**SUPPLIED INFORMATION:**
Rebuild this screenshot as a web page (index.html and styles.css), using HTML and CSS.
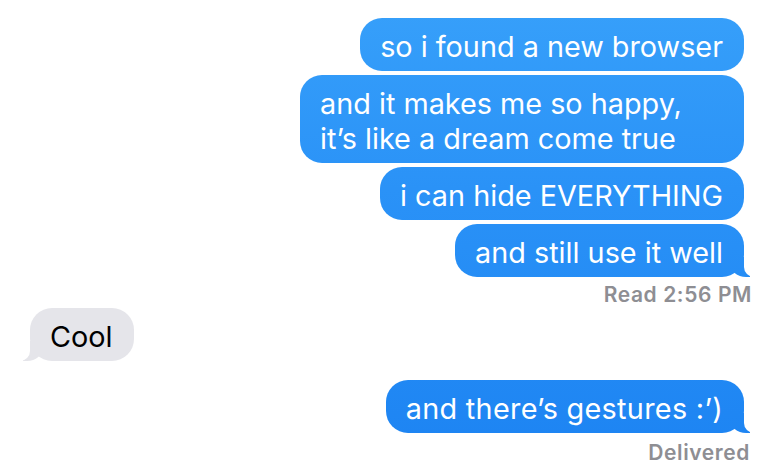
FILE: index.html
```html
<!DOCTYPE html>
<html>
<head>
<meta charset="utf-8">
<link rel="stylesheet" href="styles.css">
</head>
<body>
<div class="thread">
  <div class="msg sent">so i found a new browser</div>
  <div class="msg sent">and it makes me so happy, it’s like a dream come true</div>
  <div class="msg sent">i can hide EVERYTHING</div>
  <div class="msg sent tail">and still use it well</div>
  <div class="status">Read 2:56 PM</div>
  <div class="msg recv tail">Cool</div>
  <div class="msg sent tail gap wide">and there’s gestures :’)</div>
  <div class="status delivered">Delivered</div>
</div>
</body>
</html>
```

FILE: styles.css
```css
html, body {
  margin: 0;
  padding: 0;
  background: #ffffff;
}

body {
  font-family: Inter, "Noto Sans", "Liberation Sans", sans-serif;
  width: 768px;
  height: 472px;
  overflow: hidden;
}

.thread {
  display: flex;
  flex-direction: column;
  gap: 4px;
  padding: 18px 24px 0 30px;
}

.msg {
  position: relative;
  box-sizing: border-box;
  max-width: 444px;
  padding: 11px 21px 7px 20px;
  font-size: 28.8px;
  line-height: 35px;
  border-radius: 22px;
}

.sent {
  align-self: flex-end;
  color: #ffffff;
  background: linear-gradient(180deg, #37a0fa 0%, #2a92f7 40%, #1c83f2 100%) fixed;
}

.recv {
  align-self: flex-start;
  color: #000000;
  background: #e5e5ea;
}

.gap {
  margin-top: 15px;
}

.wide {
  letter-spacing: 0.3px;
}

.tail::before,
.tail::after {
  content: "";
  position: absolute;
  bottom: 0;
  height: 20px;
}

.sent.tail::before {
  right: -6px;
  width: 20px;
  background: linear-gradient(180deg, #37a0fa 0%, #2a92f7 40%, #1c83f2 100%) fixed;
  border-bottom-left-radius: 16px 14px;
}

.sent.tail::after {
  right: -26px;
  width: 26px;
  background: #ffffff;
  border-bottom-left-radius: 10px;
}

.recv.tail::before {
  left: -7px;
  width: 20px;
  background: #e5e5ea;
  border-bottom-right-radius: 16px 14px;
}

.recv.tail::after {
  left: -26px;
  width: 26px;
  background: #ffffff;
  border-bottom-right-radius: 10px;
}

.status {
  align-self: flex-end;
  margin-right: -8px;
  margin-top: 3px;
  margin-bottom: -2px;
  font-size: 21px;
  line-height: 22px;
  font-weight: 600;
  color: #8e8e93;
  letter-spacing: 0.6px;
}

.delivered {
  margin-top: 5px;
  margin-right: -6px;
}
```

**WRITTEN TASK:** Send back the data above word for word, with the pictures left out.

**SOLUTION BELOW:**
Rebuild this screenshot as a web page (index.html and styles.css), using HTML and CSS.
FILE: index.html
```html
<!DOCTYPE html>
<html>
<head>
<meta charset="utf-8">
<link rel="stylesheet" href="styles.css">
</head>
<body>
<div class="thread">
  <div class="msg sent">so i found a new browser</div>
  <div class="msg sent">and it makes me so happy, it’s like a dream come true</div>
  <div class="msg sent">i can hide EVERYTHING</div>
  <div class="msg sent tail">and still use it well</div>
  <div class="status">Read 2:56 PM</div>
  <div class="msg recv tail">Cool</div>
  <div class="msg sent tail gap wide">and there’s gestures :’)</div>
  <div class="status delivered">Delivered</div>
</div>
</body>
</html>
```

FILE: styles.css
```css
html, body {
  margin: 0;
  padding: 0;
  background: #ffffff;
}

body {
  font-family: Inter, "Noto Sans", "Liberation Sans", sans-serif;
  width: 768px;
  height: 472px;
  overflow: hidden;
}

.thread {
  display: flex;
  flex-direction: column;
  gap: 4px;
  padding: 18px 24px 0 30px;
}

.msg {
  position: relative;
  box-sizing: border-box;
  max-width: 444px;
  padding: 11px 21px 7px 20px;
  font-size: 28.8px;
  line-height: 35px;
  border-radius: 22px;
}

.sent {
  align-self: flex-end;
  color: #ffffff;
  background: linear-gradient(180deg, #37a0fa 0%, #2a92f7 40%, #1c83f2 100%) fixed;
}

.recv {
  align-self: flex-start;
  color: #000000;
  background: #e5e5ea;
}

.gap {
  margin-top: 15px;
}

.wide {
  letter-spacing: 0.3px;
}

.tail::before,
.tail::after {
  content: "";
  position: absolute;
  bottom: 0;
  height: 20px;
}

.sent.tail::before {
  right: -6px;
  width: 20px;
  background: linear-gradient(180deg, #37a0fa 0%, #2a92f7 40%, #1c83f2 100%) fixed;
  border-bottom-left-radius: 16px 14px;
}

.sent.tail::after {
  right: -26px;
  width: 26px;
  background: #ffffff;
  border-bottom-left-radius: 10px;
}

.recv.tail::before {
  left: -7px;
  width: 20px;
  background: #e5e5ea;
  border-bottom-right-radius: 16px 14px;
}

.recv.tail::after {
  left: -26px;
  width: 26px;
  background: #ffffff;
  border-bottom-right-radius: 10px;
}

.status {
  align-self: flex-end;
  margin-right: -8px;
  margin-top: 3px;
  margin-bottom: -2px;
  font-size: 21px;
  line-height: 22px;
  font-weight: 600;
  color: #8e8e93;
  letter-spacing: 0.6px;
}

.delivered {
  margin-top: 5px;
  margin-right: -6px;
}
```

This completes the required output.